During a State Parks, Recreation and Travel Commission meeting at the
park the morning of the re-opening celebration, commissioner Jim Gaston
moved that “it would be an honor on behalf of the entire commission”
to honor former commissioner Crews by naming the scenic handicap accessible
site the “Polly Crews Overlook.” Gaston’s motion also
requested the installment of an interpretive plaque at the site in memory
of Polly. The motion was unanimously approved.
Two days later, Frank and I drove up to see the park, which was abuzz
with swimmers, boaters, campers and visitors. At the visitor’s
center, people on foot and with walkers and wheelchairs were steadily
traveling the 200-yard paved path to the overlook.
We immediately wished we had brought along the wheelchair Frank never
uses anymore.
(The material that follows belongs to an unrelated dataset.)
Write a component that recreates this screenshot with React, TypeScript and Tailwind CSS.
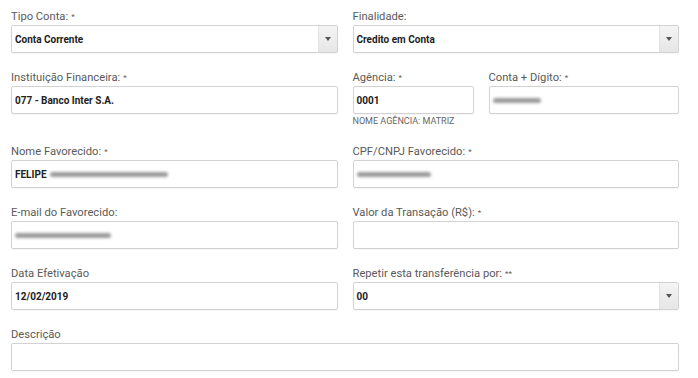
import type { ReactNode } from 'react';

const Label = ({ children, req }: { children: ReactNode; req?: string }) => (
  <label className="block h-4 leading-4 text-[11.2px] text-[#5a5a5a]">
    {children}
    {req && <span className="ml-[3px] text-[8px] align-[1px]">{req}</span>}
  </label>
);

const Box = ({ children }: { children?: ReactNode }) => (
  <div className="h-[28px] flex items-center pl-[3px] pr-[4px] pt-[1px] border border-[#d2d2d2] rounded-[2px] bg-white shadow-[0_1px_1px_rgba(0,0,0,0.04)] text-[10px] font-bold text-[#222]">
    {children}
  </div>
);

const Select = ({ value }: { value: string }) => (
  <div className="h-[28px] flex border border-[#d2d2d2] rounded-[2px] bg-white shadow-[0_1px_1px_rgba(0,0,0,0.04)]">
    <div className="flex-1 flex items-center pl-[3px] pt-[1px] text-[10px] font-bold text-[#222]">{value}</div>
    <div className="w-[19px] flex items-center justify-center bg-gradient-to-b from-[#f4f4f4] to-[#e6e6e6] border-l border-[#e2e2e2]">
      <span className="w-0 h-0 border-l-[3.5px] border-r-[3.5px] border-t-[4px] border-l-transparent border-r-transparent border-t-[#555]" />
    </div>
  </div>
);

const Blur = ({ w }: { w: number }) => (
  <span className="inline-block h-[5px] rounded-full bg-[#9a9a9a] blur-[1.5px]" style={{ width: w }} />
);

export default function App() {
  return (
    <div className="w-[698px] h-[378px] bg-white pt-[9px] pl-[11px] pr-[19px] font-['Roboto',sans-serif] overflow-hidden">
      <div className="grid grid-cols-2 gap-x-[15px] gap-y-[17px]">
        <div>
          <Label req="*">Tipo Conta:</Label>
          <Select value="Conta Corrente" />
        </div>
        <div>
          <Label>Finalidade:</Label>
          <Select value="Credito em Conta" />
        </div>

        <div>
          <Label req="*">Instituição Financeira:</Label>
          <Box>077 - Banco Inter S.A.</Box>
        </div>
        <div className="flex gap-[15px]">
          <div className="w-[121px]">
            <Label req="*">Agência:</Label>
            <Box>0001</Box>
            <p className="h-[11px] leading-[11px] mt-[2px] text-[9px] text-[#666]">NOME AGÊNCIA: MATRIZ</p>
          </div>
          <div className="flex-1">
            <Label req="*">Conta + Dígito:</Label>
            <Box><Blur w={48} /></Box>
          </div>
        </div>

        <div>
          <Label req="*">Nome Favorecido:</Label>
          <Box>FELIPE<span className="ml-[3px] flex"><Blur w={118} /></span></Box>
        </div>
        <div>
          <Label req="*">CPF/CNPJ Favorecido:</Label>
          <Box><Blur w={74} /></Box>
        </div>

        <div>
          <Label>E-mail do Favorecido:</Label>
          <Box><span className="flex"><Blur w={96} /></span></Box>
        </div>
        <div>
          <Label req="*">Valor da Transação (R$):</Label>
          <Box />
        </div>

        <div>
          <Label>Data Efetivação</Label>
          <Box>12/02/2019</Box>
        </div>
        <div>
          <Label req="**">Repetir esta transferência por:</Label>
          <Select value="00" />
        </div>

        <div className="col-span-2">
          <Label>Descrição</Label>
          <Box />
        </div>
      </div>
    </div>
  );
}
A 400-yard jaunt (round trip) was still a little beyond
his ability, so he stopped about halfway to the overlook and talked
to park interpreter Jay Schneider while I continued.
C.J. and Dianna Anderson of Van Buren were enjoying the overlook’s
view with their grandson, Bryce Duquette, and didn’t mind me taking
a photo.
The water below us was as blue as the sky and in it we could see the
fragment of Lake Shepherd Springs dam left when that lake was merged
with Lake Fort Smith to form one big reservoir for Fort Smith’s
water supply. Towering above the lake as far as we could see were the
lush green forests of the Boston Mountains. No wonder somedy was quoted
saying during the official reopening of the park, “Miss Polly
is surely looking down on us today, and smiling.”
One of the best deals Fort Smith ever got from Little Rock was Polly.
Once the dynamic, irresistibly charming single mom had settled here
and adopted us, she spent almost as much time tending to the aesthetic
needs of Fort Smith area residents she did working and caring for her
five children. She became a popular television and radio personality,
civic leader and director of the Fort Smith Arts Center director.
Polly was a State Parks, Recreation and Travel Commissioner for more
than a decade before her death in 2006 and had at least two other structures
named in her honor – The Polly Crews Gallery of the Fort Smith
Art Center, which she helped establish in the city’s Belle Grove
Historic District, and the Polly Crews Barrier Free Cabin at Lake Catherine,
the first State Parks handicap accessible cabin with its own barrier
free fishing pier.
State Parks Director Greg Butts and Department of Parks and Tourism
executive director Richard Davies State Parks say that Polly was an
outstanding advocate for projects in her “own backyard.”
But she was also passionate about preserving and improving all the state’s
parks – and adamant that they be accessible to all residents and
visitors, including those with disabilities. Polly brought out the best
in everyone, her peers agree.
Soon, a plaque with Polly’s name and image will be fixed to a
large native boulder at the overlook, where Fort Smith tourism director
Claude Legris hopes those who never met Polly can get to know her as
they look at another one of her state parks dreams that came true. And
while she would not like all the praise and attention, Polly would certainly
love the view from her latest tribute.